PROBLEM: Each line below should be retyped exactly, with no pictures.

DATA SECTION:
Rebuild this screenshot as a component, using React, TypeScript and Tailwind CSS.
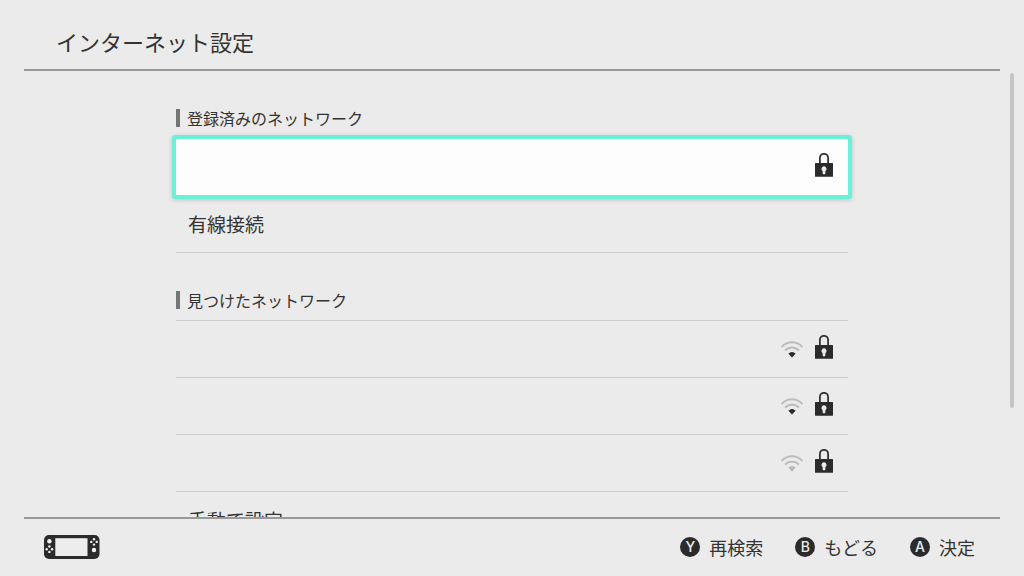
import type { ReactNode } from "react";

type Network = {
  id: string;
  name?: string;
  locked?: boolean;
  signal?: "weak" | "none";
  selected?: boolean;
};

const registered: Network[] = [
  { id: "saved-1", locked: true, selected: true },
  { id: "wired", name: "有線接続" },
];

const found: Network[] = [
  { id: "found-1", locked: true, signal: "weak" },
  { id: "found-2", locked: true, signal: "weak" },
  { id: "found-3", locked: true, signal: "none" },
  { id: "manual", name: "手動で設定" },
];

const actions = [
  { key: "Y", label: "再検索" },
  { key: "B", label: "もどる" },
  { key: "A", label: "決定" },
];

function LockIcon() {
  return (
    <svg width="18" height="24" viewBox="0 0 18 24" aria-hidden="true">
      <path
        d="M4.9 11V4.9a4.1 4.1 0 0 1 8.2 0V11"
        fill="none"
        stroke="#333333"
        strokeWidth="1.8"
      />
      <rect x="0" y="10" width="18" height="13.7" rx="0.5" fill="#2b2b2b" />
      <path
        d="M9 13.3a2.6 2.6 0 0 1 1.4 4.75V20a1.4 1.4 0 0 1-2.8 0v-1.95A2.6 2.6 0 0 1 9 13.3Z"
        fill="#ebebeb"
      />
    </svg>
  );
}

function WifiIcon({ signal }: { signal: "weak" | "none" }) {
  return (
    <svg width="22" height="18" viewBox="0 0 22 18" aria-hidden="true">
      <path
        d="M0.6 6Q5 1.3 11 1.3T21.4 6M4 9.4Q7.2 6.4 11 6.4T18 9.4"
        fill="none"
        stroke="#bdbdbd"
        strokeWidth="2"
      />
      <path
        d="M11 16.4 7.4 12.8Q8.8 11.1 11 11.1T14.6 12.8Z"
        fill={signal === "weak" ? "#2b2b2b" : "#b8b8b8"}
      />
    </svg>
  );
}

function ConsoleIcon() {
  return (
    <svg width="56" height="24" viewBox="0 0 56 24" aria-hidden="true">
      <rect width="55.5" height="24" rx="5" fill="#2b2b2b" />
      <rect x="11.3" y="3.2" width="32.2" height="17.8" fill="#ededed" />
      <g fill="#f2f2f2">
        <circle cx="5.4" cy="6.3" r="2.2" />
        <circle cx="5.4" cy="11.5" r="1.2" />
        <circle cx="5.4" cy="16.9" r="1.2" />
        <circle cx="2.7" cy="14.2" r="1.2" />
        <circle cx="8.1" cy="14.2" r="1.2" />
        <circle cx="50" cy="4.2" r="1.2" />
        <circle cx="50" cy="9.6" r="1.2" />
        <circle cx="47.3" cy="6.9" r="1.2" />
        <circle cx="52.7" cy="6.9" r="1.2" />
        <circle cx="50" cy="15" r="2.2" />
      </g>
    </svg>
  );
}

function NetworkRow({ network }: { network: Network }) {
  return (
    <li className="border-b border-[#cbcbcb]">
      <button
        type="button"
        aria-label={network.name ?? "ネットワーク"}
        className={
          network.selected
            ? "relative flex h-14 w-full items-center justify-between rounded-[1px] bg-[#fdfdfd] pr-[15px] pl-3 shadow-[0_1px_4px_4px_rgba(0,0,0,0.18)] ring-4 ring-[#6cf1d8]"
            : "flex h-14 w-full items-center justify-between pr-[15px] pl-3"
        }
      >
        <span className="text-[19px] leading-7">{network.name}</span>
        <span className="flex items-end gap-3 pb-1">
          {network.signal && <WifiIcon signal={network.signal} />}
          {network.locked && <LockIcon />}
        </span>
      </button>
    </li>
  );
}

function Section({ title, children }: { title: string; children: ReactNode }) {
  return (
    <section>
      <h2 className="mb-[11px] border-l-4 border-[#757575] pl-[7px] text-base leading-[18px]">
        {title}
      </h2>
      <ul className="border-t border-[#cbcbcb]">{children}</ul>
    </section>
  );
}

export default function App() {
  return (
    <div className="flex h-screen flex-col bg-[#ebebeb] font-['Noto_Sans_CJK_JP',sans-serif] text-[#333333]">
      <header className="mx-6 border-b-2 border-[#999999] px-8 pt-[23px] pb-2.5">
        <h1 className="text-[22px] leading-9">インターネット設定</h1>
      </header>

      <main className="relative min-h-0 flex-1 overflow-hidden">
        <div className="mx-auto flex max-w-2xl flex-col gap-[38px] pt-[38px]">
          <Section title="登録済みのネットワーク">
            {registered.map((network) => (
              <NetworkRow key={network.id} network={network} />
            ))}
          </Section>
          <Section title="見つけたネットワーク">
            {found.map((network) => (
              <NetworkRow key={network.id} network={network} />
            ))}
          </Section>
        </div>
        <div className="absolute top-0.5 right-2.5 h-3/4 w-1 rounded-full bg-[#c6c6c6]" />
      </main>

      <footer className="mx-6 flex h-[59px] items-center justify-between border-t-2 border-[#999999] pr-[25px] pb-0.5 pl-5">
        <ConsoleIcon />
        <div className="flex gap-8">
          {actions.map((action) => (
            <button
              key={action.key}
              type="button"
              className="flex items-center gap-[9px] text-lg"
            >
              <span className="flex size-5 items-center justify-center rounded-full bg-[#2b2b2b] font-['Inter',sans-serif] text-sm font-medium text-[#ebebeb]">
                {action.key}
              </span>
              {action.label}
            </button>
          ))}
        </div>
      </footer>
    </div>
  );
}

FINAL RESULT:
Rebuild this screenshot as a component, using React, TypeScript and Tailwind CSS.
import type { ReactNode } from "react";

type Network = {
  id: string;
  name?: string;
  locked?: boolean;
  signal?: "weak" | "none";
  selected?: boolean;
};

const registered: Network[] = [
  { id: "saved-1", locked: true, selected: true },
  { id: "wired", name: "有線接続" },
];

const found: Network[] = [
  { id: "found-1", locked: true, signal: "weak" },
  { id: "found-2", locked: true, signal: "weak" },
  { id: "found-3", locked: true, signal: "none" },
  { id: "manual", name: "手動で設定" },
];

const actions = [
  { key: "Y", label: "再検索" },
  { key: "B", label: "もどる" },
  { key: "A", label: "決定" },
];

function LockIcon() {
  return (
    <svg width="18" height="24" viewBox="0 0 18 24" aria-hidden="true">
      <path
        d="M4.9 11V4.9a4.1 4.1 0 0 1 8.2 0V11"
        fill="none"
        stroke="#333333"
        strokeWidth="1.8"
      />
      <rect x="0" y="10" width="18" height="13.7" rx="0.5" fill="#2b2b2b" />
      <path
        d="M9 13.3a2.6 2.6 0 0 1 1.4 4.75V20a1.4 1.4 0 0 1-2.8 0v-1.95A2.6 2.6 0 0 1 9 13.3Z"
        fill="#ebebeb"
      />
    </svg>
  );
}

function WifiIcon({ signal }: { signal: "weak" | "none" }) {
  return (
    <svg width="22" height="18" viewBox="0 0 22 18" aria-hidden="true">
      <path
        d="M0.6 6Q5 1.3 11 1.3T21.4 6M4 9.4Q7.2 6.4 11 6.4T18 9.4"
        fill="none"
        stroke="#bdbdbd"
        strokeWidth="2"
      />
      <path
        d="M11 16.4 7.4 12.8Q8.8 11.1 11 11.1T14.6 12.8Z"
        fill={signal === "weak" ? "#2b2b2b" : "#b8b8b8"}
      />
    </svg>
  );
}

function ConsoleIcon() {
  return (
    <svg width="56" height="24" viewBox="0 0 56 24" aria-hidden="true">
      <rect width="55.5" height="24" rx="5" fill="#2b2b2b" />
      <rect x="11.3" y="3.2" width="32.2" height="17.8" fill="#ededed" />
      <g fill="#f2f2f2">
        <circle cx="5.4" cy="6.3" r="2.2" />
        <circle cx="5.4" cy="11.5" r="1.2" />
        <circle cx="5.4" cy="16.9" r="1.2" />
        <circle cx="2.7" cy="14.2" r="1.2" />
        <circle cx="8.1" cy="14.2" r="1.2" />
        <circle cx="50" cy="4.2" r="1.2" />
        <circle cx="50" cy="9.6" r="1.2" />
        <circle cx="47.3" cy="6.9" r="1.2" />
        <circle cx="52.7" cy="6.9" r="1.2" />
        <circle cx="50" cy="15" r="2.2" />
      </g>
    </svg>
  );
}

function NetworkRow({ network }: { network: Network }) {
  return (
    <li className="border-b border-[#cbcbcb]">
      <button
        type="button"
        aria-label={network.name ?? "ネットワーク"}
        className={
          network.selected
            ? "relative flex h-14 w-full items-center justify-between rounded-[1px] bg-[#fdfdfd] pr-[15px] pl-3 shadow-[0_1px_4px_4px_rgba(0,0,0,0.18)] ring-4 ring-[#6cf1d8]"
            : "flex h-14 w-full items-center justify-between pr-[15px] pl-3"
        }
      >
        <span className="text-[19px] leading-7">{network.name}</span>
        <span className="flex items-end gap-3 pb-1">
          {network.signal && <WifiIcon signal={network.signal} />}
          {network.locked && <LockIcon />}
        </span>
      </button>
    </li>
  );
}

function Section({ title, children }: { title: string; children: ReactNode }) {
  return (
    <section>
      <h2 className="mb-[11px] border-l-4 border-[#757575] pl-[7px] text-base leading-[18px]">
        {title}
      </h2>
      <ul className="border-t border-[#cbcbcb]">{children}</ul>
    </section>
  );
}

export default function App() {
  return (
    <div className="flex h-screen flex-col bg-[#ebebeb] font-['Noto_Sans_CJK_JP',sans-serif] text-[#333333]">
      <header className="mx-6 border-b-2 border-[#999999] px-8 pt-[23px] pb-2.5">
        <h1 className="text-[22px] leading-9">インターネット設定</h1>
      </header>

      <main className="relative min-h-0 flex-1 overflow-hidden">
        <div className="mx-auto flex max-w-2xl flex-col gap-[38px] pt-[38px]">
          <Section title="登録済みのネットワーク">
            {registered.map((network) => (
              <NetworkRow key={network.id} network={network} />
            ))}
          </Section>
          <Section title="見つけたネットワーク">
            {found.map((network) => (
              <NetworkRow key={network.id} network={network} />
            ))}
          </Section>
        </div>
        <div className="absolute top-0.5 right-2.5 h-3/4 w-1 rounded-full bg-[#c6c6c6]" />
      </main>

      <footer className="mx-6 flex h-[59px] items-center justify-between border-t-2 border-[#999999] pr-[25px] pb-0.5 pl-5">
        <ConsoleIcon />
        <div className="flex gap-8">
          {actions.map((action) => (
            <button
              key={action.key}
              type="button"
              className="flex items-center gap-[9px] text-lg"
            >
              <span className="flex size-5 items-center justify-center rounded-full bg-[#2b2b2b] font-['Inter',sans-serif] text-sm font-medium text-[#ebebeb]">
                {action.key}
              </span>
              {action.label}
            </button>
          ))}
        </div>
      </footer>
    </div>
  );
}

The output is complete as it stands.